Total COVID-19 confirmed cases in the United States hit 1,208,674, or a third of the world’s total. Active cases reached 979,058, a surge of 17,736, and recovered cases were 159,936, higher by 6,690. Fatal cases in America reached 69,680, after adding 1,394 in a day.
Death counts are already ahead of some models that forecast between 60,000 and 66,000. It appears they will be close to a model figure released on April 1, which showed a forecast of between 100,000 and 240,000 before the end of the first week in August.
New York City’s Active Case Problem
New York City, long the center of the COVID-19 pandemic, has reached 174,331 confirmed cases and 13,538 deaths. Each figure is suspected to be undercounted. One of the city’s challenges is the percentage of confirmed cases that are still active. That figure is currently 160,793, or 92% of confirmed cases.
On a national basis, the ratio is much better, at 81%, with active cases of 979,058 against confirmed cases of 1,208,674.
The New York City number is not entirely outside the norm. In some other large cities and counties, the ratio is also unfavorable. Cook County, which includes Chicago, has 61,178 active cases against 63,840 confirmed cases, or 96%. Los Angeles County, which includes Los Angeles and several other cities, has 24,960 active cases against 26,217 confirmed cases, for a ratio of 95%.
The reason for the disparity may be the growth of active cases against confirmed cases, which in many cities is rising faster than the number of deaths. The period over which people recover can be two to six weeks, and in some serious cases longer. This leaves them on the active case list for as much as a month.
The measure for recovery is also strict, which may keep people on the active case list. The Centers for Disease Control and Prevention (CDC) says recovery is measured by people who have not had a fever for three days. Those taking fever-reducing medicine do not count. Alternatively, a person has to be at least seven days from when their symptoms started. People who have had two negative tests in 24 hours also qualify as recovered.
None of this information entirely explains why active cases tend to be higher in many cities than the national average. It does bode poorly for these cities if confirmed cases start to rise again.

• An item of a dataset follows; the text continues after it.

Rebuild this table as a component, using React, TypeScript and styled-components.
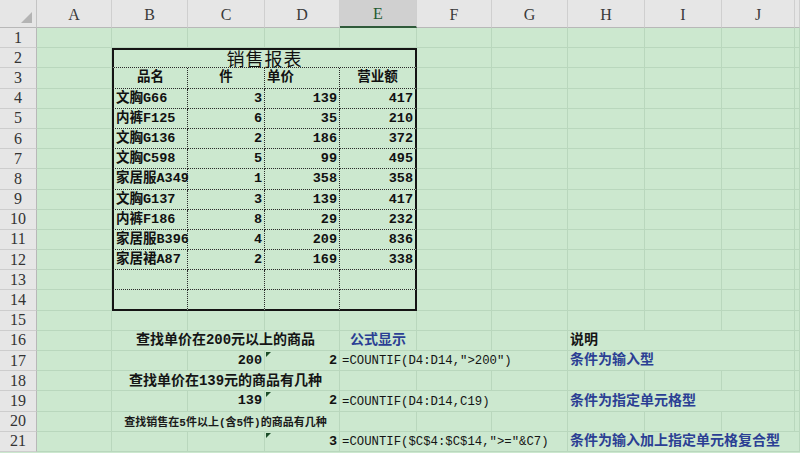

Germany May No Longer Be Envied by Other Large Countries
Germany was supposed to be the model for how large countries should track and treat COVID-19. Recent figures show that the rise in confirmed cases and deaths in Germany means that is less likely to be true. While the number of people who have recovered is large, death figures have started to surge.
Germany has 166,152 confirmed cases. Its recovered case figure is 127,643, or 77%, but the number of fatal cases has reached 6,993, or 4% of confirmed cases. That ratio is still well below deeply troubled Spain, which has 247,122 confirmed cases and 25,428 deaths.
Germany, which was almost totally locked down and has extensive testing and tracking of COVID-19 positive cases, has begun to open up. At the same time, deaths have started to rise at a rate of 100 to 200 per day. This has lifted it close to the daily figures in Spain and Italy. That may be because the infection rate is undercounted by a factor of 10 times, according to the University of Bonn. More people than expected are sick, which means the number of people dying will tend to be higher than expected as well.
The German example is more proof that death rates and the ratio to confirmed cases, even when reported by the government, can be highly inaccurate.